The storyline with the Bridgeburners continue, and there are some new characters introduced that are very cool.
I find these books to be very interesting, although I kind of wish the author would have stuck to congames and deception a bit longer in the series.
I find the setting so much more interesting than the characters or plot.
Magic alien civilization wiped out by eldritch abominations who may be coming back and the entire world is infested with monsters and inexpiable shit.
Shit, I'd say the second book is hands down the best in the series.
And there's so much shit going on in the first book that doesn't make any sense whatsoever without information you won't have for like five books yet.
Although if you want to stick with most of the Bridgeburners (minus Kalam and Fiddler, who are in Book 2) you might try reading Book 3 before Book 2, because Book 3 returns to Darujhistan and Dujek Onearm and Whiskeyjack and stuff on that continent. And the ending of Book 3 is a character promising to tell people what happened in Book 2, so you won't even get spoiled.

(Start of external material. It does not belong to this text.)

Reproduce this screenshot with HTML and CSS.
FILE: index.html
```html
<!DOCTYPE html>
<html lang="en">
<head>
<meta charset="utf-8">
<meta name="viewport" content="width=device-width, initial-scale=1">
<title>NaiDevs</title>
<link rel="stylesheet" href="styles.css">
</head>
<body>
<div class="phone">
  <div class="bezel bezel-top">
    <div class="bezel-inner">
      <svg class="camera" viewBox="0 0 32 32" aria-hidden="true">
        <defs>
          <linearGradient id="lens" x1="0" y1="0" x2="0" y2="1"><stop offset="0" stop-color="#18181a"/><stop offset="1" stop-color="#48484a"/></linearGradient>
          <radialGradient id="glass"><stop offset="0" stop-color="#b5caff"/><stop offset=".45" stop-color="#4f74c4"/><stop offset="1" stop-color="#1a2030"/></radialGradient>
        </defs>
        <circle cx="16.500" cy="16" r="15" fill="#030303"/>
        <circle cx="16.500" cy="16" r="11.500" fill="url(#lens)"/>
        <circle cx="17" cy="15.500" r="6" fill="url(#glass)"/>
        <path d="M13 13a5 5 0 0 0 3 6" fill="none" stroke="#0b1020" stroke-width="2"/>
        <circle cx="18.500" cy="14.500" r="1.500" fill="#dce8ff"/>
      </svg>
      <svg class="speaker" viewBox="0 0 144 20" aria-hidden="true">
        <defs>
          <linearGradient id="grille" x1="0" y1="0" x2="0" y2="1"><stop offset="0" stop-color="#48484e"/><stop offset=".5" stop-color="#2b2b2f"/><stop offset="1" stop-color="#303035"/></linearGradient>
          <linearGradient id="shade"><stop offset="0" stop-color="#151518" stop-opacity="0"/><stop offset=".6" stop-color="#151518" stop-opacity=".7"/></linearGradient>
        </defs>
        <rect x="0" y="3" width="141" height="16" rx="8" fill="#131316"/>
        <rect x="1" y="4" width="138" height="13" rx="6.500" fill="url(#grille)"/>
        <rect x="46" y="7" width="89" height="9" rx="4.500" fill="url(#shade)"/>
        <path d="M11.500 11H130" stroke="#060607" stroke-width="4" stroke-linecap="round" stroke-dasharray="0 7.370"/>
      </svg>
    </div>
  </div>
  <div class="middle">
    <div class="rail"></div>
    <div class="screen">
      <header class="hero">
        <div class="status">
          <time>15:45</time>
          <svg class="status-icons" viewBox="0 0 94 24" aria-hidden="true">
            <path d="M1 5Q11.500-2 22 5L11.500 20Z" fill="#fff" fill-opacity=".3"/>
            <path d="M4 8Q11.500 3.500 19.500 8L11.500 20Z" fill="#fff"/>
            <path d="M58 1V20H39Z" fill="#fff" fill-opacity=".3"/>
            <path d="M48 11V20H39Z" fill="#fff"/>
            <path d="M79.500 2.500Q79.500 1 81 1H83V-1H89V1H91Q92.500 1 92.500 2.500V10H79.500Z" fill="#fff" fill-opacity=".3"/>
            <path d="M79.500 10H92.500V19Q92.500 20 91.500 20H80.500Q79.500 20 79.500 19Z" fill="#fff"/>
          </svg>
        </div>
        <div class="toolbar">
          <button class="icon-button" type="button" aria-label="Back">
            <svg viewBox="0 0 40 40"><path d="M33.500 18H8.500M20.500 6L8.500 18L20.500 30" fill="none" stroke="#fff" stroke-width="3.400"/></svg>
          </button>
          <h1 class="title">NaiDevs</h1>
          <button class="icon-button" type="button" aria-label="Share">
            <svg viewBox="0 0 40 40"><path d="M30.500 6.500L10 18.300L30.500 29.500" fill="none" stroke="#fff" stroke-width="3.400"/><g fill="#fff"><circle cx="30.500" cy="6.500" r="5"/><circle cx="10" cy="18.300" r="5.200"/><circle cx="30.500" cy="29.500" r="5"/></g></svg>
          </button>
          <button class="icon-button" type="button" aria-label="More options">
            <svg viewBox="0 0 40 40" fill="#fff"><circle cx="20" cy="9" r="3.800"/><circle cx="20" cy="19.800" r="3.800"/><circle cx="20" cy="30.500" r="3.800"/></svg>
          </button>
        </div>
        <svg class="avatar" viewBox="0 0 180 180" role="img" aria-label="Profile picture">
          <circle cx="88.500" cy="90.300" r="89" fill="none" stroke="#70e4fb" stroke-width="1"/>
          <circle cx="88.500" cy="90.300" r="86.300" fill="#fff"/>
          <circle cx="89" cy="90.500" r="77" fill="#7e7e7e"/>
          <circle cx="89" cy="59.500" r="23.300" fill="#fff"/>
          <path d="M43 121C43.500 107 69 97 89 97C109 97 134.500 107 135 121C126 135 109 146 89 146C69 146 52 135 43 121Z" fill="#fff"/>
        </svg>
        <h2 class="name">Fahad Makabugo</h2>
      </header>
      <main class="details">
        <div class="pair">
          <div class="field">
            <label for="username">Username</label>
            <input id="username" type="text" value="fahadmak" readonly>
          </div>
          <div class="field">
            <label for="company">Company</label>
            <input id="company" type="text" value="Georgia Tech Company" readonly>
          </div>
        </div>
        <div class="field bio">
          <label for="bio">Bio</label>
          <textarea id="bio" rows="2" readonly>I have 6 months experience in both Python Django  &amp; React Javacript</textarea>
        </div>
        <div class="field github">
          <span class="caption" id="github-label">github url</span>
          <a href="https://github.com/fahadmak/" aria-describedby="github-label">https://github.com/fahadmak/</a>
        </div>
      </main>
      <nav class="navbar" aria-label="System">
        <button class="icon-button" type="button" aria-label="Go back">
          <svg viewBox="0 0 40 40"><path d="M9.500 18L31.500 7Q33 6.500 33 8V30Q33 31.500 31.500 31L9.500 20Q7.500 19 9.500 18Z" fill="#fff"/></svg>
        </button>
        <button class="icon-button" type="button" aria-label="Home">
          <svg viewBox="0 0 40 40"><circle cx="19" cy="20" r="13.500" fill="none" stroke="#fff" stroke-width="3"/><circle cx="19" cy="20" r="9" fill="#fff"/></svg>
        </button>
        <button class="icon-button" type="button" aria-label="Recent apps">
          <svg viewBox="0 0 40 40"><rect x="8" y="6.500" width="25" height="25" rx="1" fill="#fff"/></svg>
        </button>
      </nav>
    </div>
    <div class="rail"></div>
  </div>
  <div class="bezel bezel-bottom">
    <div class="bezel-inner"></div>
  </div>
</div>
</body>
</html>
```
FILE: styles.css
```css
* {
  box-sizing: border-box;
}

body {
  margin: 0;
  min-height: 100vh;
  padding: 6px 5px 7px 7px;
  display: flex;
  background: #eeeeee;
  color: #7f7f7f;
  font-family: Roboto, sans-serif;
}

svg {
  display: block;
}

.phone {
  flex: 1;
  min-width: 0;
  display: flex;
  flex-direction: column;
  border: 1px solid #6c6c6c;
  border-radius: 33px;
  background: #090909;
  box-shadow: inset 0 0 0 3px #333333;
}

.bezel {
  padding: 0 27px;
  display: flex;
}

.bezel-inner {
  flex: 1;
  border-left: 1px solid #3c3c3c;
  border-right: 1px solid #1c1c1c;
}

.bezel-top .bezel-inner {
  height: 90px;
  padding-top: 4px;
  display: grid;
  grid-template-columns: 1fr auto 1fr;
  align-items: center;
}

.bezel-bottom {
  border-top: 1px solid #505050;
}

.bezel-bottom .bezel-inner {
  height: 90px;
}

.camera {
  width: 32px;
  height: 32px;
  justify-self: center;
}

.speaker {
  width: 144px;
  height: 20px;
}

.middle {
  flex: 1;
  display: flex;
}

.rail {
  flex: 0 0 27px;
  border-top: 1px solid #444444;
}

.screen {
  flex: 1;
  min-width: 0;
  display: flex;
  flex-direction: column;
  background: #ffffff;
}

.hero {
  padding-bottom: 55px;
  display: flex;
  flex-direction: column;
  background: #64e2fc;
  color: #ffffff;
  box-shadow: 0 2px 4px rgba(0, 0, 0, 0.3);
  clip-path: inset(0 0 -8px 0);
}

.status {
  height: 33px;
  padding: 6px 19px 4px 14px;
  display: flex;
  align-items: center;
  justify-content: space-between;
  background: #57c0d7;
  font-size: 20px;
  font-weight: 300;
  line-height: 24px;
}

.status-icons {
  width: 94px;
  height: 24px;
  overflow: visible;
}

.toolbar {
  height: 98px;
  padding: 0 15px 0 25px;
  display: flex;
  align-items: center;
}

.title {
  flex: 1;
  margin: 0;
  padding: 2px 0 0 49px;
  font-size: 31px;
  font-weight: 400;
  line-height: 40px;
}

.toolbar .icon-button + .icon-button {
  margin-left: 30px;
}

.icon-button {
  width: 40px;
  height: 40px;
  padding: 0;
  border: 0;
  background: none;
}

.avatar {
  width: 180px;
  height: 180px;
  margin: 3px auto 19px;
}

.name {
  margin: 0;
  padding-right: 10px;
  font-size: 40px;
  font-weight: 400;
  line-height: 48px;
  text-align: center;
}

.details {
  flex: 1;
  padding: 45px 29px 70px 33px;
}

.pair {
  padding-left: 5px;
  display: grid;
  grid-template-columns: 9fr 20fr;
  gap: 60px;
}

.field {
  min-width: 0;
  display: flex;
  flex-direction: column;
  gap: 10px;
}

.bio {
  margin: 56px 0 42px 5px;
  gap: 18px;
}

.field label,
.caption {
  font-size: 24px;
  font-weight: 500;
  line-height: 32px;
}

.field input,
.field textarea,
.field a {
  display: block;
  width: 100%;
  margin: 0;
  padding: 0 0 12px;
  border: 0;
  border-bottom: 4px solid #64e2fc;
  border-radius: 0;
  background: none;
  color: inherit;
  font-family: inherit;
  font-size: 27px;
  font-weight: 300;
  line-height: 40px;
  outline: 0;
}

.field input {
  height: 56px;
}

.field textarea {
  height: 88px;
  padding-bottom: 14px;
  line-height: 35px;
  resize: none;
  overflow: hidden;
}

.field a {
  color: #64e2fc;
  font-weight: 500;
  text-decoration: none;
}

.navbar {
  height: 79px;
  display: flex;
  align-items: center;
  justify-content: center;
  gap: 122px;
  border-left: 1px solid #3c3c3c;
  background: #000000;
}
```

Stay away from the Safehold series. The author thinks his naming "convention" is too clever by half and what would otherwise be a sorta neat way to spell mundane names in otherworldly ways to show cultural drift over the centuries instead becomes stupid Welsh looking moon language.
Abercrombie is awesome.
A bit heavy on the angst for me back when I read it (not yesterday...). Seemed like it was largely about the main character exploring various shades of depression.

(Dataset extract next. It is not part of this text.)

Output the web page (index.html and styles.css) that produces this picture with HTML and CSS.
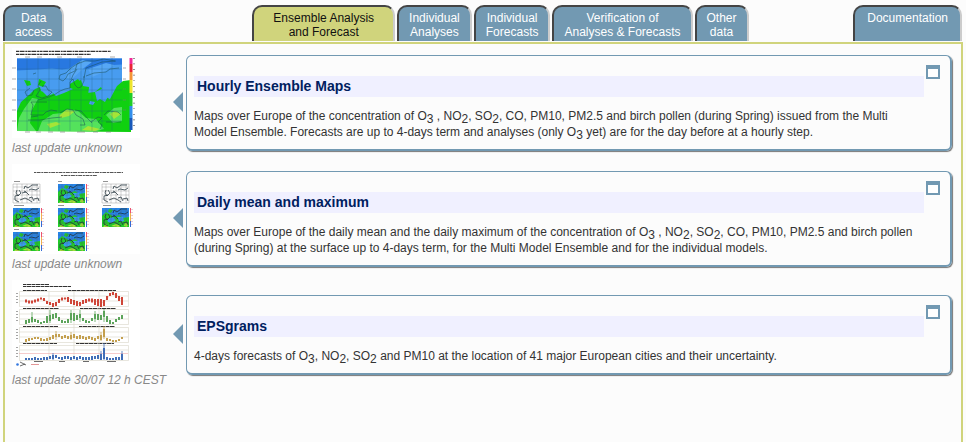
FILE: index.html
```html
<!DOCTYPE html>
<html lang="en">
<head>
<meta charset="utf-8">
<title>Ensemble Analysis and Forecast</title>
<link rel="stylesheet" href="styles.css">
</head>
<body>
<nav class="tabs">
  <a class="tab" href="#data">Data<br>access</a>
  <div class="tab-group">
    <a class="tab current" href="#ensemble">Ensemble Analysis<br>and Forecast</a>
    <a class="tab" href="#analyses">Individual<br>Analyses</a>
    <a class="tab" href="#forecasts">Individual<br>Forecasts</a>
    <a class="tab" href="#verification">Verification of<br>Analyses &amp; Forecasts</a>
    <a class="tab" href="#other">Other<br>data</a>
  </div>
  <a class="tab docs" href="#documentation">Documentation</a>
</nav>
<main class="panel">
  <section class="row">
    <figure class="preview">
      <svg class="thumb" viewBox="12 48 128 90" aria-hidden="true">
        <path fill="#fff" d="M12 48h128v90H12z"/>
        <path stroke="#333" stroke-width="1.2" stroke-dasharray="3 .6 5 .7 2 .5" d="M16 51.300h95M16 54.300h75"/>
        <path fill="#489cf0" d="M17 58.500h105v72.500H17z"/>
        <path fill="#2878e0" d="M17 58.500h105v6l-18 1-12 4-15-2-15 2-10-1-15 1-20 1z"/>
        <path fill="#56a7f5" d="M70 68l12-8 10 2-8 6-12 11-7-1zM88 69l18-6 8 2-10 7-12 5z"/>
        <path fill="#10d010" d="M17 131V111l4-9 8-7 6-6 5-2 1 4 7 3 3-3 5 5 8-3 9-4 3-7 5-2 2 6 6 1-2 6 8-1 6-5 5 10 4 2 7-13 6-5 8-1v52z"/>
        <path fill="#10d010" d="M24 80l6 1 1 4-4 1zM39 79l7 3-3 5-5-2zM70 84l8-5 3 4-5 7-6-2zM82 89l7-2-1 9-5-1z"/>
        <path fill="#489cf0" d="M43 92l8-4 2 6-6 2zM95 92l9-4 6 5-5 9-5-3-3 2zM90 101l5 1-2 3-4-1zM108 91l4 1-3 8z"/>
        <path fill="#54e25c" d="M17 131l2-13 5-9 8-11 6 1-6 11-2 13 6 8zM42 121l11-7 9-1 5-4 11 2 8 7 10 1 8 10-7 2H38zM106 115l8-7 8-1v14l-9 2z"/>
        <path fill="#a5e537" d="M59 116l7-6 9 1-6 5-8 2zM47 124l9-2 5 2-11 4zM82 130l6-4 12 3-5 2zM110 114l5-3 6 3-7 5z"/>
        <path fill="none" stroke="#174b4e" stroke-width=".5" d="M80 62l-9 6-5 5-6 2-1 4 4 2 3-3 2-4 7-3 2-7 8-3 10 0 9-2 11 2M77 69l-4 6-2 5M84 78l2-10 8-3 8-3 14-1M86 76l8-3 12-1 4-3 9-1M33 74l3-1M41 81l-3 5 2 4-4 6 6 2 6-2 4-4-4-2-2-4-4 0M30 88l-5 4 2 4 5-1 2-5M38 100l8-2 8-3 6-4 5-2M65 89l5-1 0-6 3-3 2 6 3 3 3-1 3-6 0-5M47 102h-16l2 3-2 10h12l3-3 5-2 6 1M60 113l7-4 6 1 3 5 7 4 2 6-5 0M75 110l6 1 7 8 4 4M91 122l7-5 4 1-4 4 4 3-2 4M104 115l4-4 10 1 3 3M106 122h15M31 117l7-1M28 120h12l12-2 10-1"/>
        <path fill="none" stroke="#246080" stroke-width=".3" d="M17 69h105M17 79h105M17 90h105M17 100h105M17 111h105M17 121h105M27 58v73M38 58v73M49 58v73M59 58v73M70 58v73M81 58v73M92 58v73M102 58v73M112 58v73"/>
        <path fill="none" stroke="#777" stroke-width=".6" d="M12 68h4M12 79h4M12 89h4M12 100h4M12 110h4M12 121h4M123 68h3M123 79h3M123 89h3M123 100h3M123 110h3M25 132h5M36 132h5M48 132h5M60 132h5M77 132h8M93 132h5M106 132h5M25 57h5M37 57h5M57 57h5M77 57h5M110 57h5"/>
        <path fill="#1859bb" d="M129.500 118h3v12h-3z"/><path fill="#328eec" d="M129.500 106h3v12h-3z"/><path fill="#20ce28" d="M129.500 93h3v13h-3z"/><path fill="#eee52d" d="M129.500 80h3v13h-3z"/><path fill="#f49436" d="M129.500 72h3v8h-3z"/><path fill="#e92436" d="M129.500 64h3v8h-3z"/><path fill="#f12a99" d="M129.500 58h3v6h-3z"/>
        <path stroke="#444" stroke-width="1.500" stroke-dasharray=".7 4.900" d="M134 58v72"/>
      </svg>
      <figcaption>last update unknown</figcaption>
    </figure>
    <article class="card">
      <div class="content">
        <h2>Hourly Ensemble Maps</h2>
        <p>Maps over Europe of the concentration of O<sub>3</sub> , NO<sub>2</sub>, SO<sub>2</sub>, CO, PM10, PM2.5 and birch pollen (during Spring) issued from the Multi Model Ensemble. Forecasts are up to 4-days term and analyses (only O<sub>3</sub> yet) are for the day before at a hourly step.</p>
      </div>
      <button class="expand" type="button" aria-label="Open Hourly Ensemble Maps"></button>
    </article>
  </section>
  <section class="row">
    <figure class="preview">
      <svg class="thumb" viewBox="12 164 128 90" aria-hidden="true">
        <defs>
          <g id="coast" fill="none" stroke="#182b35" stroke-width=".75"><path d="M4 6l-1 3 2 3 3-3-2-3M9 9l4-1 3 3M11 5l1-3 3 2 4-3 6 0M16 6l2-1 5 1 3-2M13 8l-2-1M6 11l-4 1v4l4 2M7 16l5-2 4 2 3 2M16 14l3-1 2 4M21 15l4-1 1 3"/><path stroke="#555" stroke-width=".25" d="M0 3h27M0 7h27M0 11h27M0 15h27M4 0v19M9 0v19M14 0v19M19 0v19M24 0v19"/></g>
          <g id="mini">
            <path fill="#2685e9" d="M0 0h27v19H0z"/><path fill="#20cd29" d="M0 8l4-4 5 3 3 2 5-2 4 3 6-1v10H0zM7 1l4 1-2 3-3-1z"/><path fill="#369cf0" d="M5 11l6-2 3 3-4 3-4-1zM15 9h6l1 4-4 1z"/><path fill="#a9df38" d="M1 19l3-3 3 3zM9 18l5-2 5 2-3 1zM23 15l3 1-1 3-3-1z"/><use href="#coast"/>
            <path fill="#346bd5" d="M28 13h1v6h-1z"/><path fill="#f0b04e" d="M28 5h1v8h-1z"/><path fill="#ed526f" d="M28 0h1v5h-1z"/><path stroke="#dc9bac" stroke-width="1" stroke-dasharray="1 2" d="M30 1v17"/>
          </g>
          <g id="outline"><path fill="#fff" stroke="#888" stroke-width=".4" d="M0 0h27v19H0z"/><use href="#coast"/></g>
        </defs>
        <path fill="#fff" d="M12 164h128v90H12z"/>
        <path stroke="#555" stroke-width="1" stroke-dasharray="2 .6 4 .7" d="M34 172.500h89M61 175.500h36"/>
        <path stroke="#777" stroke-width=".8" d="M14 181.500h6M58 181.500h4M103 181.500h5M14 205.500h10M58 205.500h6M103 205.500h8M14 229.500h5M58 229.500h18"/>
        <use href="#outline" x="13" y="184"/><use href="#mini" x="58" y="184"/><use href="#outline" x="102" y="184"/>
        <use href="#mini" x="13" y="208"/><use href="#mini" x="58" y="208"/><use href="#mini" x="102" y="208"/>
        <use href="#mini" x="13" y="232"/><use href="#mini" x="58" y="232"/>
      </svg>
      <figcaption>last update unknown</figcaption>
    </figure>
    <article class="card">
      <div class="content">
        <h2>Daily mean and maximum</h2>
        <p>Maps over Europe of the daily mean and the daily maximum of the concentration of O<sub>3</sub> , NO<sub>2</sub>, SO<sub>2</sub>, CO, PM10, PM2.5 and birch pollen (during Spring) at the surface up to 4-days term, for the Multi Model Ensemble and for the individual models.</p>
      </div>
      <button class="expand" type="button" aria-label="Open Daily mean and maximum"></button>
    </article>
  </section>
  <section class="row">
    <figure class="preview">
      <svg class="thumb" viewBox="12 280 128 90" aria-hidden="true">
        <path fill="#fff" d="M12 280h128v90H12z"/>
        <path stroke="#333" stroke-width="1" stroke-dasharray="3 .5 5 .5" d="M23 284.500h26M23 286.500h48M23 290.500h24M68 290.500h48M23 308.500h36M80 308.500h36M23 326.500h35M79 326.500h36M23 343.500h34M76 343.500h38"/>
        <path fill="none" stroke="#dedbd0" stroke-width=".7" d="M19.500 291.500h109v15h-109zM19.500 309.500h109v15h-109zM19.500 327.500h109v15h-109zM19.500 345.500h109v15h-109zM19 296h109M19 301h109M19 314h109M19 319h109M19 332h109M19 337h109M19 350h109M49 291v69M74 291v69M99 291v69"/>
        <path stroke="#888" stroke-width="2" stroke-dasharray=".7 2.300" d="M17 293v12M17 311v12M17 329v12M17 347v12"/>
        <path stroke="#f0aaaa" stroke-width=".6" d="M19 353.500h109"/>
        <path fill="none" stroke="#f3b3a7" stroke-width=".5" d="M25 301l6 1 9-3 5 1 6 4 4 0 6-5 8-1 7 5 5 1 8-4 6 1 7 2 5-4 4-6 7 3 5 5"/>
        <path stroke="#cf4638" stroke-width="2" d="M26 299.500v3M29 300.500v3M32 300.500v3M35 299.500v3M38 298.500v3M41 297.500v2M44 298v3M47 301v3M50 302v3M53 303v4M56 302v4M59 299v4M62 297.500v3M65 297.500v2M68 297v5M71 299v5M74 300v5M77 301v5M80 302v4M83 300v4M86 299v4M89 298.500v3M92 298.500v4M95 299v6M98 299v7M101 299v8M104 300v6M107 296v4M110 293v3M113 292v3M116 293v5M119 296v5M122 297v8"/>
        <path stroke="#5da45b" stroke-width="2" d="M26 320v4M29 319v4M32 317v5M35 319v3M38 320v3M41 322v2M44 321v2M47 316v7M50 315v6M53 314v5M56 313v5M59 317v4M62 320v3M65 321v2M68 319v4M71 313v7M74 313v8M77 315v5M80 314v4M83 318v3M86 320v3M89 321v2M92 318v3M95 314v5M98 314v6M101 315v5M104 311v6M107 316v6M110 320v4M113 322v2M116 319v3M119 317v3M122 315v4"/>
        <path stroke="#5da45b" stroke-width=".8" d="M32 312v11M50 310v13M71 310v13M80 310v12M95 311v11M104 309v13"/>
        <path stroke="#c4a04f" stroke-width="2" d="M26 339v3M29 338v3M32 338v2M35 337v2M38 337v2M41 338v3M44 339v2M47 338v3M50 337v3M53 335v4M56 334v3M59 334v3M62 336v3M65 335v3M68 336v3M71 335v4M74 334v4M77 336v3M80 335v4M83 336v3M86 337v3M89 336v3M92 337v3M95 338v3M98 336v3M101 335v5M104 329v8M107 338v3M110 339v2M113 340v2M116 340v2M119 339v2M122 337v2"/>
        <path stroke="#c4a04f" stroke-width=".8" d="M104 326v13M101 332v9M56 331v9M71 332v8"/>
        <path stroke="#416eb8" stroke-width="2" d="M26 358v2M29 358v2M32 358v2M35 357v3M38 358v2M41 358v2M44 357v3M47 357v3M50 356v3M53 355v4M56 355v3M59 357v2M62 357v3M65 356v3M68 356v3M71 357v3M74 356v3M77 357v3M80 356v3M83 357v3M86 357v3M89 357v3M92 356v4M95 356v3M98 355v4M101 354v6M104 348v11M107 357v3M110 358v2M113 358v2M116 357v3M119 357v3M122 354v6"/>
        <path stroke="#416eb8" stroke-width=".8" d="M104 343v17M101 351v9M53 353v7M122 351v9"/>
        <path stroke="#444" stroke-width=".8" d="M34 361.500h9M59 361.500h6M83 361.500h6M107 361.500h9M20 362l6 3M20 366l5-2"/>
        <circle cx="17.500" cy="364.500" r="1.300" fill="#3478df"/><path stroke="#d76b6b" stroke-width=".7" d="M31 364.500h8"/>
      </svg>
      <figcaption>last update 30/07 12 h CEST</figcaption>
    </figure>
    <article class="card">
      <div class="content">
        <h2>EPSgrams</h2>
        <p>4-days forecasts of O<sub>3</sub>, NO<sub>2</sub>, SO<sub>2</sub> and PM10 at the location of 41 major European cities and their uncertainty.</p>
      </div>
      <button class="expand" type="button" aria-label="Open EPSgrams"></button>
    </article>
  </section>
</main>
</body>
</html>
```
FILE: styles.css
```css
* { box-sizing: border-box; }
html { background: #fcfcfc; }
body {
  display: flex;
  flex-direction: column;
  min-height: 100vh;
  margin: 0;
  padding: 5px 3px 0;
  color: #333;
  font: 12px/16px "Liberation Sans", Arial, sans-serif;
}
.tabs { display: flex; padding-right: 1px; margin-bottom: 1px; }
.tab-group { display: flex; gap: 2px; margin-left: 188px; }
.tab {
  min-height: 36px;
  padding: 4px 10px 2px;
  border: 2px solid #444;
  border-right-color: #ccc;
  border-bottom: 0;
  border-radius: 10px 10px 0 0;
  background: #7299b2;
  color: #fff;
  font-size: 12px;
  line-height: 14px;
  text-align: center;
  text-decoration: none;
  white-space: nowrap;
}
.current { padding-right: 19px; padding-left: 19px; background: #d0d47c; color: #111; }
.docs { margin-left: auto; padding-right: 12px; padding-left: 12px; }
.panel { flex: 1; border: 2px solid #d0d47c; border-bottom: 0; padding: 1px 9px 0 7px; }
.row {
  display: grid;
  grid-template-columns: 161px 1fr;
  align-items: center;
  min-height: 116px;
}
.preview { margin: 0; padding-bottom: 3px; }
.thumb { display: block; width: 128px; height: 90px; }
figcaption { margin-top: 2px; color: #888; font-size: 12px; font-style: italic; white-space: nowrap; }
.card {
  position: relative;
  display: flex;
  align-items: flex-start;
  margin-left: 13px;
  padding: 9px 10px 9px 7px;
  border: 1px solid #7299b2;
  border-right-width: 2px;
  border-bottom-width: 2px;
  border-radius: 6px;
  box-shadow: 1px 1px 1px #777;
}
.card::before {
  content: "";
  position: absolute;
  top: calc(50% - 11px);
  left: -14px;
  border: 10px solid transparent;
  border-right-color: #7299b2;
  border-left: 0;
}
.content { flex: 1; padding-top: 11px; }
h2 {
  margin: 0 0 11px;
  padding: 0 3px;
  background: #f0f0ff;
  color: #002060;
  font-size: 14px;
  line-height: 21px;
}
p { margin: 0; padding-right: 8px; }
sub { font-size: 12px; line-height: 0; }
.expand {
  width: 14px;
  height: 14px;
  margin-left: 2px;
  padding: 0;
  border: 2px solid #7299b2;
  border-top-width: 4px;
  background: #fff;
}
```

The first one on its own is such a comfy read. I cannot wait to see how Lamora fares in a war environment, but yea, the con games are always a blast to read. Lies of Locke Lamora is fine as a standalone book. If you haven't, you should give it a try, OP.
Still amazed I got into this by pure chance. My aunt was buying a book for me while I was bedridden with a broken jaw that would be wired shut for 6 weeks. She picked it up off the shelf, flipped it open, read some lines, thought: this writing is up his alley. Apart from knowing I'm a geek, she knows next to nothing about my /tg tastes, so it was a welcome surprise.